Stated problem: Which lines in the records below contain the word "screenshot"? Copy each one out.

Exercise materials:
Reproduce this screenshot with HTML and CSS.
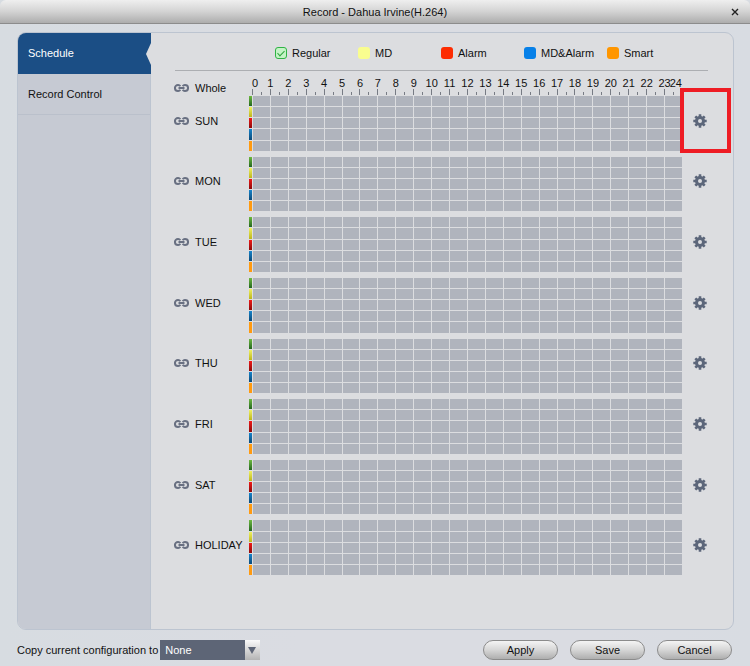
--
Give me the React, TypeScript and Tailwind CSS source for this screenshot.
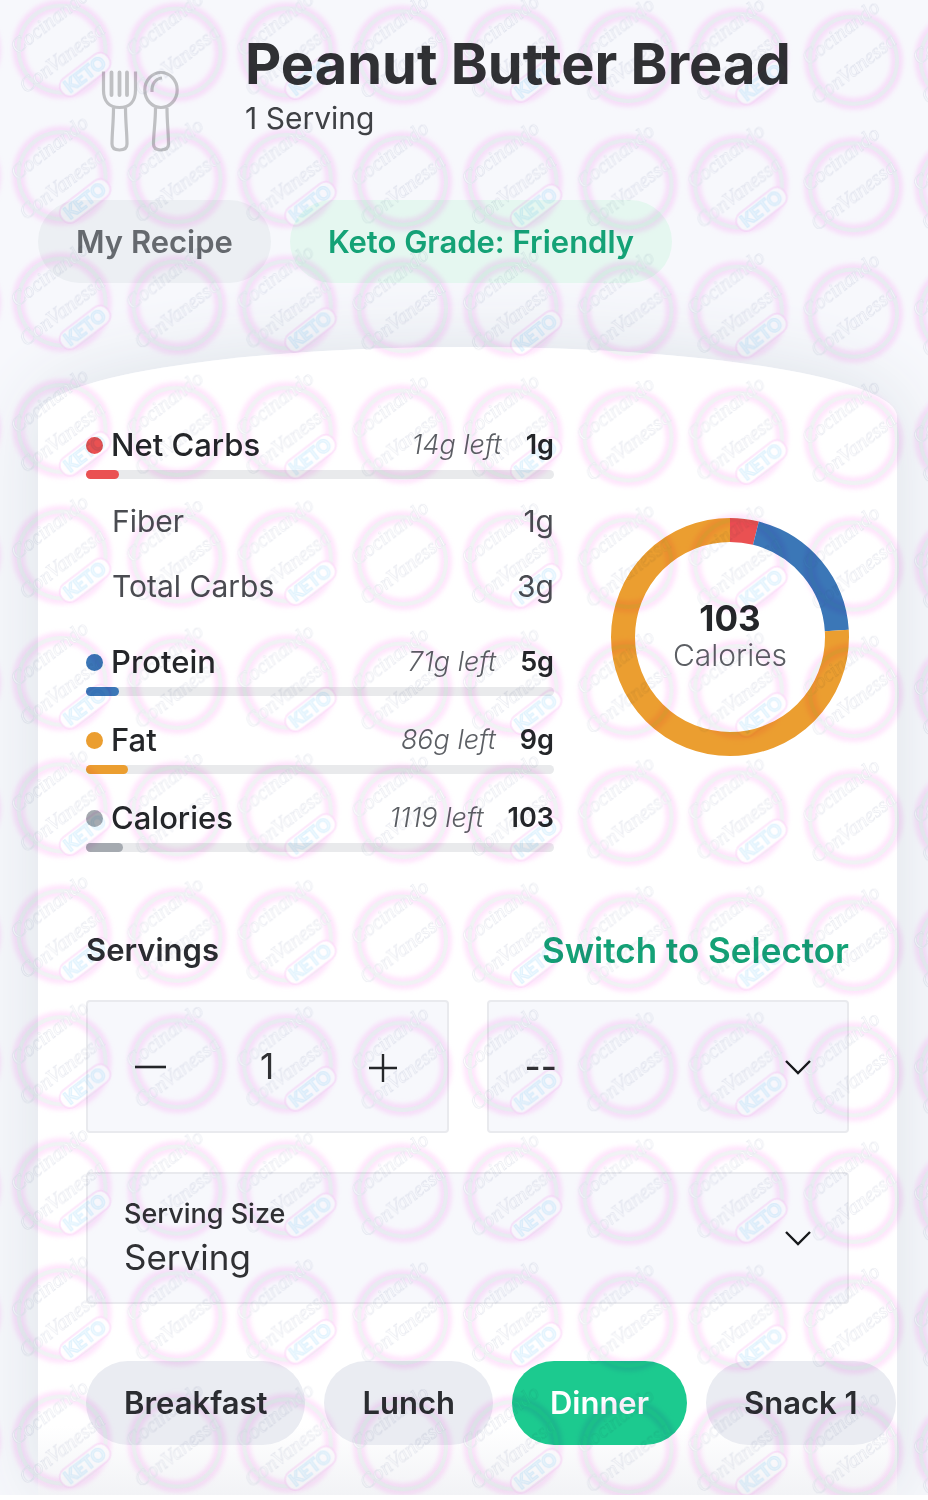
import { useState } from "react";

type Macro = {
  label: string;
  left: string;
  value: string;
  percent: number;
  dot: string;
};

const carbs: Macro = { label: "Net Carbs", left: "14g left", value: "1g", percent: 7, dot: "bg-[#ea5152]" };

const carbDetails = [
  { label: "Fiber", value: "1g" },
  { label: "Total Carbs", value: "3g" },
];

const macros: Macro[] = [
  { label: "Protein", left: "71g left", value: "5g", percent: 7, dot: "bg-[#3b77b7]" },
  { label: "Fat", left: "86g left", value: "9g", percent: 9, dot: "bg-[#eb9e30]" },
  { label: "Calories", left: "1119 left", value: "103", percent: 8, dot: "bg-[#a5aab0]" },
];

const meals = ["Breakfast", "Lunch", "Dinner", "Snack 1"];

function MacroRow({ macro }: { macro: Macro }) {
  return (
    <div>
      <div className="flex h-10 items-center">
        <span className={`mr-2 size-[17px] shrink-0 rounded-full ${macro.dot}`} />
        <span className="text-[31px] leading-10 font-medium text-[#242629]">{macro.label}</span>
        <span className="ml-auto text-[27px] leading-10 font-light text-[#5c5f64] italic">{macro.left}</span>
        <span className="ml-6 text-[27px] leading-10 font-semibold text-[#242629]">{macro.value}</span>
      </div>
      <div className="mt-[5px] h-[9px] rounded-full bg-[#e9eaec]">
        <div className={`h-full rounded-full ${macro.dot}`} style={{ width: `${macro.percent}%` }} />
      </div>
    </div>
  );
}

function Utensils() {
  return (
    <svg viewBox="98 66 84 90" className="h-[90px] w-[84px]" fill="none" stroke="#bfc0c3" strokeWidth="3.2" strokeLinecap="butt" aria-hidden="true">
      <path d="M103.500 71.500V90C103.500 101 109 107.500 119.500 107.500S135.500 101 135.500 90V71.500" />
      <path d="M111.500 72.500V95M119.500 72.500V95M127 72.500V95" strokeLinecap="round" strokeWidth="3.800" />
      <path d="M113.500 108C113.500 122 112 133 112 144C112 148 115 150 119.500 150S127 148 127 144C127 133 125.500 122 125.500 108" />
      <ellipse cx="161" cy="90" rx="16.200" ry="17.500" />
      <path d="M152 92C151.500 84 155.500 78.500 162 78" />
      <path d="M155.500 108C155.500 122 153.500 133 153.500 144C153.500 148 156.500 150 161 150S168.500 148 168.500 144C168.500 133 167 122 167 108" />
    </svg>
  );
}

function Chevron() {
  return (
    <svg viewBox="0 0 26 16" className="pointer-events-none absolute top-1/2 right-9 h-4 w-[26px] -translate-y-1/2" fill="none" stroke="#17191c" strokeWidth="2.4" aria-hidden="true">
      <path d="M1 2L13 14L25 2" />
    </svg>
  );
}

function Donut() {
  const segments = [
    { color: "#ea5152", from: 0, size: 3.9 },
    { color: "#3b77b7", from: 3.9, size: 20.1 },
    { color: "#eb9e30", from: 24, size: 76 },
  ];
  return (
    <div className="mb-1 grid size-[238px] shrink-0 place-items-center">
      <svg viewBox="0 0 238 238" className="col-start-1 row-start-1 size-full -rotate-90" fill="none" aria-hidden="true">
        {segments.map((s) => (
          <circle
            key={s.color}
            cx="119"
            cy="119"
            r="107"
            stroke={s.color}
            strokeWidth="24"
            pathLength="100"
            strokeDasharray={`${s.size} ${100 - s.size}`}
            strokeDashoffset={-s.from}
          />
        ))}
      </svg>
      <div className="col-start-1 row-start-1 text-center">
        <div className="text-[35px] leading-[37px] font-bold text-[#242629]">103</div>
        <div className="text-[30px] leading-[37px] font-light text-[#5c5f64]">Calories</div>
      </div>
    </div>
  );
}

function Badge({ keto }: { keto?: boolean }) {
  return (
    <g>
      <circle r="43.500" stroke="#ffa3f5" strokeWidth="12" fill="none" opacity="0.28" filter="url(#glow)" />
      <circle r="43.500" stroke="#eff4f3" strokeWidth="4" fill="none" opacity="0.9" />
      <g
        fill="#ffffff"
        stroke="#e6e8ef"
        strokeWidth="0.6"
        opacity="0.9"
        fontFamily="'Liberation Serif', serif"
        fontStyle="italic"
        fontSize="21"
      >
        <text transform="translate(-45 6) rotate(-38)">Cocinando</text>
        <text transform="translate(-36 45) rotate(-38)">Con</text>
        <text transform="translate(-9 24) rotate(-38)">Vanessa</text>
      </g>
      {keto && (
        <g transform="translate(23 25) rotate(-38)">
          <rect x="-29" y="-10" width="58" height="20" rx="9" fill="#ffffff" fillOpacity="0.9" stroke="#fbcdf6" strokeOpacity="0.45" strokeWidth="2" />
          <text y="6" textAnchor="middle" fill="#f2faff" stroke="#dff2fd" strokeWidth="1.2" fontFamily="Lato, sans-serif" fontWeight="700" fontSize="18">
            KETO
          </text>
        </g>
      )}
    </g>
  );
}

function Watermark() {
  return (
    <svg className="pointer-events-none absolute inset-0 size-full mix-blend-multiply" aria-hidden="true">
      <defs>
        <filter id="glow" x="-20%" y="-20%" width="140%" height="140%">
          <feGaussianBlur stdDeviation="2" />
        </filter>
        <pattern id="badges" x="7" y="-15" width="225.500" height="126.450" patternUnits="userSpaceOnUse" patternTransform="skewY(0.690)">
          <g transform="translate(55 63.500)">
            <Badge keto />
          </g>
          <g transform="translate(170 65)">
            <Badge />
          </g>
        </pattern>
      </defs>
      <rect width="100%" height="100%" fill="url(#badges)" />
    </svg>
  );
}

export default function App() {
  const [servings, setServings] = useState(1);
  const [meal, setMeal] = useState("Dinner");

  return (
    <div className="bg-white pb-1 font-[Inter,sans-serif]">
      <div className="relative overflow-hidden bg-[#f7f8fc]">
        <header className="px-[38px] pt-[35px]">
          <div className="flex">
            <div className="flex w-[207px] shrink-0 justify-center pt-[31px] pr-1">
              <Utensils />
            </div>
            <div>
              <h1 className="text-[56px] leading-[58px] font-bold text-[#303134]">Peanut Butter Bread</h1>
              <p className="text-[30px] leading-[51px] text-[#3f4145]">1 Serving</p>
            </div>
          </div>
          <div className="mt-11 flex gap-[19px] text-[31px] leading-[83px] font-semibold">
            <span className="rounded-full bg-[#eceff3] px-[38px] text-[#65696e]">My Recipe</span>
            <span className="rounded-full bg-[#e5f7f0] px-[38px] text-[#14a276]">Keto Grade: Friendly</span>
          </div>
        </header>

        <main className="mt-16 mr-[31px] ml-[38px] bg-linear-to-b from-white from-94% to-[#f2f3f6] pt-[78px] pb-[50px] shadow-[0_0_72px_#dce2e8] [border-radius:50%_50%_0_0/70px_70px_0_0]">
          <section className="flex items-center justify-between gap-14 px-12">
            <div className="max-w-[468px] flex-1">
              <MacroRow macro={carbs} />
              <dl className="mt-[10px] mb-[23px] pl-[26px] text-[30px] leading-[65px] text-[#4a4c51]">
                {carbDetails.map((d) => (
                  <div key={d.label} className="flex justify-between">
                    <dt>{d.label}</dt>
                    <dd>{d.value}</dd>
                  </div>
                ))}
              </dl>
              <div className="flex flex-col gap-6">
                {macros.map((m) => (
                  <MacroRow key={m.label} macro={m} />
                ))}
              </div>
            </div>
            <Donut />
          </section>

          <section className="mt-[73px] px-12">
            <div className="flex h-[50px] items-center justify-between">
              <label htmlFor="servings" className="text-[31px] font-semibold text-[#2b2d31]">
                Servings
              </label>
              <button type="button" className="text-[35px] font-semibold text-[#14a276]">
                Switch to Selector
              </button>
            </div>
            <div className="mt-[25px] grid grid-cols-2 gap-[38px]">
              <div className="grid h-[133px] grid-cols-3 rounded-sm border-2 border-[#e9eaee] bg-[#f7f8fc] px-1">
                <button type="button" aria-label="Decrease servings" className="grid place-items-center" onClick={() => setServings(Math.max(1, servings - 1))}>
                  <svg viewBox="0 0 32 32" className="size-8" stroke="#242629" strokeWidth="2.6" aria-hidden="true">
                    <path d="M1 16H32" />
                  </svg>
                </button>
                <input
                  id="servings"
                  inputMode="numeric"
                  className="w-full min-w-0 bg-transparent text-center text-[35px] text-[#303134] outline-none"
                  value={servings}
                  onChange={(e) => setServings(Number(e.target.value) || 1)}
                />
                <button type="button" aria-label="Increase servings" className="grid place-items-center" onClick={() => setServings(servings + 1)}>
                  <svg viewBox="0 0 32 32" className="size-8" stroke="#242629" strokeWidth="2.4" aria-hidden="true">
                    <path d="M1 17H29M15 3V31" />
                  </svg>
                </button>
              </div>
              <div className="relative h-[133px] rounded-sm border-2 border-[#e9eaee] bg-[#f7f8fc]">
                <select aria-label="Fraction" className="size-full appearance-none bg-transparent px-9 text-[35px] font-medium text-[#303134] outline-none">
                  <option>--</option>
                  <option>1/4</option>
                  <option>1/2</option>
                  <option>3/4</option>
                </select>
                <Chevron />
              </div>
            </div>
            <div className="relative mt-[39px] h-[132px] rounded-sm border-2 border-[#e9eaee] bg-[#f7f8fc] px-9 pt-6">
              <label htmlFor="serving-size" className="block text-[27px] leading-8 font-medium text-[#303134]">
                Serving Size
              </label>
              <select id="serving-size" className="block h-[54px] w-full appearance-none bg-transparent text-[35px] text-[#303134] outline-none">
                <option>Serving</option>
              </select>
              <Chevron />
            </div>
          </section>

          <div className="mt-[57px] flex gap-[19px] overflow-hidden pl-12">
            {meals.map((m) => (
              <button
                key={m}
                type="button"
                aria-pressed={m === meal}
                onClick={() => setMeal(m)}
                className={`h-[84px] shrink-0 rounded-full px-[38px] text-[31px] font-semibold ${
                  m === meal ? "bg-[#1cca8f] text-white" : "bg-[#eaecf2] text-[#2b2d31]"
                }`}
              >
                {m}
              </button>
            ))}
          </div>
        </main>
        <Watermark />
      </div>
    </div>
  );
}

Task response:
Reproduce this screenshot with HTML and CSS.
Give me the React, TypeScript and Tailwind CSS source for this screenshot.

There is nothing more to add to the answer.